Most of the cases brought by Courthouse News are based on blackouts for a day or more involving new civil complaints. But the case against the secretary is much broader. It involves a permanent online blackout of all court records for most of Virginia.

“It is simply not possible for a news service to send reporters on a daily basis, if at all, to the 120 courts throughout the Virginia circuit court system,” said a declaration accompanying Tuesday’s memo.

“This means that the ability of the general public to learn about and comment on events in an important institution is impeded or eliminated altogether,” the declaration continued, “all while one subclass of the public can view new filings remotely on a daily basis, wreaking havoc on the traditional press corps.”

Courthouse News was recently paid $2.4 million by the Commonwealth of Virginia, which lost an earlier case against clerks in Norfolk and Prince William. They had been holding back access to new civil complaints for a day or days while they indexed and scanned them.

U.S. Judge Henry Coke Morgan Jr. ruled against the clerks on First Amendment grounds and awarded attorney fees in favor of the news service. On the fourth day of trial in that case, the judge compared fresh news to fresh bread, agreeing with Courthouse News that the delays in access harmed the news, made it stale.

But if the new complaints represent what’s in the court’s bakery, then Virginia’s OCRA system represents what’s in the legal supermarket — the entire court record for most of the state courts.

But, said the secretary, the internet is a different animal, a dangerous animal.

“Although it does treat attorneys, their agents, and certain employees of government agencies differently than members of the general public, that difference in treatment is to further a legitimate state interest in protecting court records from the ease of exploitation that a limitless internet database would provide,” argued Robert McEntee with the state attorney general’s office.

The secretary’s lawyer did not explain how the very court he was arguing in could then post his motion on the internet almost immediately. The federal courts and a growing number of state courts post court records online.

They include Alabama, Arizona, Arkansas, California, Colorado, Connecticut, Delaware, Florida, Georgia, Hawaii, Idaho, Indiana, Iowa, Kansas, Kentucky, Louisiana, Maine, Massachusetts, Minnesota, Mississippi, Montana, Nevada, New Jersey, New Mexico, New York, North Dakota, Oklahoma, Oregon, Ohio, Pennsylvania, Rhode Island, South Carolina, South Dakota, Tennessee, Texas, Utah and Washington state.

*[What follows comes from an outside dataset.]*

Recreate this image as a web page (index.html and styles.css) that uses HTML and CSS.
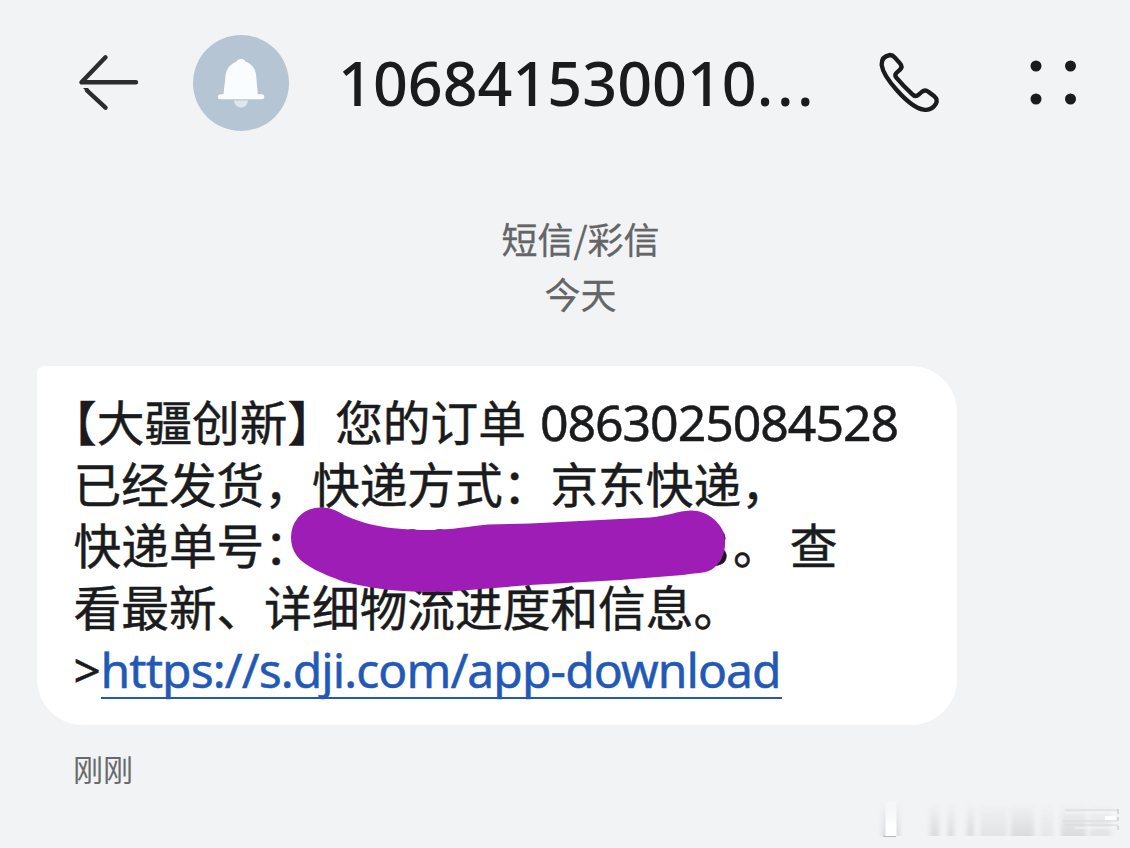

The Courthouse News complaint raises a broader issue tied to the evolution of courts and court records from paper documents filed during work hours in stone and marble courthouses to electronic documents filed at all times and on all days from a computer anywhere in the world.

Federal courts have adapted to the changing technology by giving access online, any time, anywhere in the world to lawyers, journalists and the public at large. Virginia on the other hand got stuck halfway through the transition to the electronic age.

Its courts rely almost entirely on paper to file cases but then scan that paper into electronic images, store those electronic records online and throw away the paper. But they require that journalists and regular folks come to the physical courthouse to look at the electronic images.

Only the legal cognizenti are allowed to see the records without traveling to the courthouse.

So the question raised by the Courthouse News action is not whether there is a constitutional right to online access — as Hade has tried to pigeonhole the dispute — but rather, once the Virginia courts put their records online, can they play favorites.

“It is simply not possible for a news service, such as CNS, to send reporters on a daily basis, if at all, to the 120 courts throughout Virginia and cover an area of over 30,000 square miles,” argued Jon Ginsberg with the New York office of Bryan Cave. “This impediment to access undermines the benefit of public scrutiny and effectively results in suppression, all while one subclass of the public can review new filings remotely on a daily basis.

“By imposing this additional burden and expense on CNS in its attempt to access nonconfidential, public court records, Defendants are infringing a fundamental constitutional right and depriving CNS of equal protection under the law,” he concluded. “This unequal and preferential treatment deprives CNS and others who are not licensed to practice law in Virginia from equal treatment and unconstitutionally infringes on the First Amendment right of access to non-confidential, public court records.”

Virginia lies within the jurisdiction of the U.S. Fourth Circuit Court of Appeals which ruled in favor of Courthouse News earlier this year on an appeal by the clerks in Norfolk and Prince William after their loss on the issue of timely access to complaints.

Courthouse News is currently challenging similar access restrictions by state court clerks within the First, Second, Fifth, Sixth, Eighth, Ninth and Tenth circuits, in addition to the Fourth. It has already won First Amendment actions against clerks within the Second, Fourth, Fifth and Ninth circuits.